Extracted material »
■ ■ ■ ■ ■

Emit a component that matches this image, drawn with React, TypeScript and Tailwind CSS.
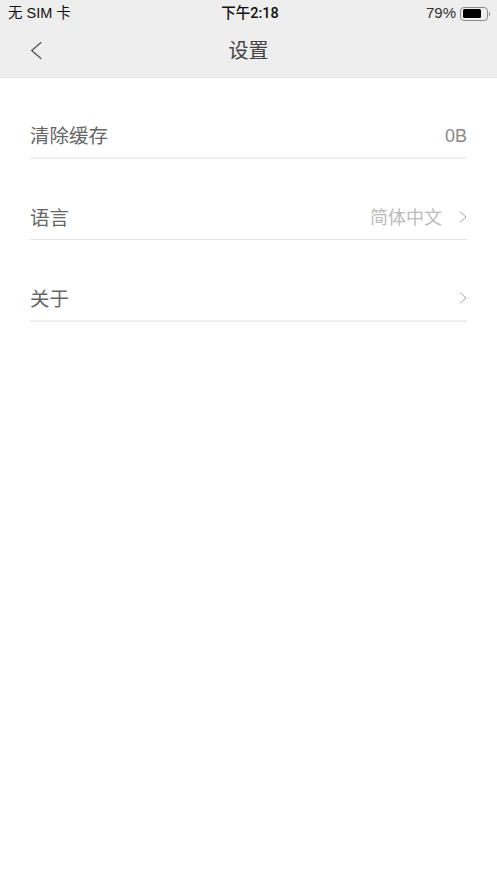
const FONT = "font-['Liberation_Sans','Noto_Sans_CJK_SC',sans-serif]";

function Chevron({ className }: { className: string }) {
  return (
    <svg viewBox="0 0 9 14" fill="none" stroke="currentColor" strokeWidth="1" className={className}>
      <path d="M1 1l7 6-7 6" />
    </svg>
  );
}

function Battery() {
  return (
    <div className="flex items-center">
      <div className="h-[14px] w-[28px] rounded-[4px] border border-[#8a8a8a] p-[1.5px]">
        <div className="h-full w-[79%] rounded-[1.5px] bg-black" />
      </div>
      <div className="ml-px h-1 w-px rounded-r-sm bg-[#8a8a8a]" />
    </div>
  );
}

function Row({ label, value, valueClass, arrow, line }: { label: string; value?: string; valueClass?: string; arrow?: boolean; line: string }) {
  return (
    <div className={`flex items-start justify-between ${line}`}>
      <span className="pt-px text-[19.5px] leading-[26px] text-[#666]">{label}</span>
      <div className="flex h-[26px] items-center">
        {value && <span className={`pt-[2px] text-[18px] leading-[26px] ${valueClass}`}>{value}</span>}
        {arrow && <Chevron className="ml-[17px] h-[14px] w-[8px] text-[#999]" />}
      </div>
    </div>
  );
}

export default function App() {
  return (
    <div className={`h-[883px] w-[497px] overflow-hidden bg-white ${FONT}`}>
      <div className="flex h-[78px] flex-col border-b border-[#e3e3e3] bg-[#eeeeee]">
        <div className="grid h-[27px] grid-cols-3 items-center pl-2 pr-[7px] text-[14.5px] text-[#111]">
          <span>无 SIM 卡</span>
          <span className="pl-[2px] text-center font-['Roboto','Noto_Sans_CJK_SC',sans-serif] font-medium">下午2:18</span>
          <div className="flex items-center justify-end gap-[4px]">
            <span className="text-[15px] text-[#333]">79%</span>
            <Battery />
          </div>
        </div>
        <div className="relative flex flex-1 items-center justify-center pb-[3px]">
          <Chevron className="absolute left-[30px] top-[14px] h-[19px] w-[13px] rotate-180 text-[#555]" />
          <span className="text-[20px] text-[#444]">设置</span>
        </div>
      </div>
      <div className="flex flex-col gap-[45px] px-[30px] pt-[44px]">
        <Row label="清除缓存" value="0B" valueClass="text-[#888]" line="h-[37px] border-b-2 border-[#efefef]" />
        <Row label="语言" value="简体中文" valueClass="text-[#bbb]" arrow line="h-[36px] border-b border-[#e6e6e6]" />
        <Row label="关于" arrow line="h-[37px] border-b-2 border-[#efefef]" />
      </div>
    </div>
  );
}
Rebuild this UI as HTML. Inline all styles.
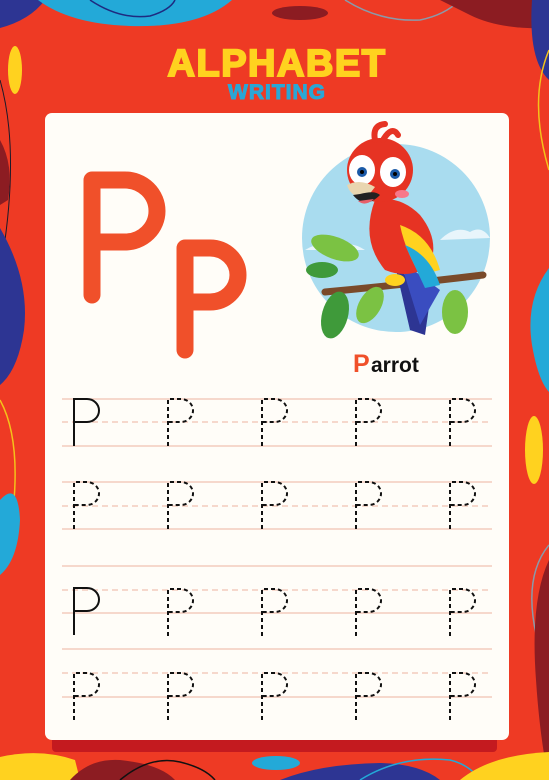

■ ■ ■ ■ ■

Retype the records exactly. Any image in them should not appear in what you write.

Result of this task »
Emit a component that matches this image, drawn with React, TypeScript and Tailwind CSS.
const FONT = "font-['Liberation_Sans','Noto_Sans_CJK_SC',sans-serif]";

function Chevron({ className }: { className: string }) {
  return (
    <svg viewBox="0 0 9 14" fill="none" stroke="currentColor" strokeWidth="1" className={className}>
      <path d="M1 1l7 6-7 6" />
    </svg>
  );
}

function Battery() {
  return (
    <div className="flex items-center">
      <div className="h-[14px] w-[28px] rounded-[4px] border border-[#8a8a8a] p-[1.5px]">
        <div className="h-full w-[79%] rounded-[1.5px] bg-black" />
      </div>
      <div className="ml-px h-1 w-px rounded-r-sm bg-[#8a8a8a]" />
    </div>
  );
}

function Row({ label, value, valueClass, arrow, line }: { label: string; value?: string; valueClass?: string; arrow?: boolean; line: string }) {
  return (
    <div className={`flex items-start justify-between ${line}`}>
      <span className="pt-px text-[19.5px] leading-[26px] text-[#666]">{label}</span>
      <div className="flex h-[26px] items-center">
        {value && <span className={`pt-[2px] text-[18px] leading-[26px] ${valueClass}`}>{value}</span>}
        {arrow && <Chevron className="ml-[17px] h-[14px] w-[8px] text-[#999]" />}
      </div>
    </div>
  );
}

export default function App() {
  return (
    <div className={`h-[883px] w-[497px] overflow-hidden bg-white ${FONT}`}>
      <div className="flex h-[78px] flex-col border-b border-[#e3e3e3] bg-[#eeeeee]">
        <div className="grid h-[27px] grid-cols-3 items-center pl-2 pr-[7px] text-[14.5px] text-[#111]">
          <span>无 SIM 卡</span>
          <span className="pl-[2px] text-center font-['Roboto','Noto_Sans_CJK_SC',sans-serif] font-medium">下午2:18</span>
          <div className="flex items-center justify-end gap-[4px]">
            <span className="text-[15px] text-[#333]">79%</span>
            <Battery />
          </div>
        </div>
        <div className="relative flex flex-1 items-center justify-center pb-[3px]">
          <Chevron className="absolute left-[30px] top-[14px] h-[19px] w-[13px] rotate-180 text-[#555]" />
          <span className="text-[20px] text-[#444]">设置</span>
        </div>
      </div>
      <div className="flex flex-col gap-[45px] px-[30px] pt-[44px]">
        <Row label="清除缓存" value="0B" valueClass="text-[#888]" line="h-[37px] border-b-2 border-[#efefef]" />
        <Row label="语言" value="简体中文" valueClass="text-[#bbb]" arrow line="h-[36px] border-b border-[#e6e6e6]" />
        <Row label="关于" arrow line="h-[37px] border-b-2 border-[#efefef]" />
      </div>
    </div>
  );
}
Rebuild this UI as HTML. Inline all styles.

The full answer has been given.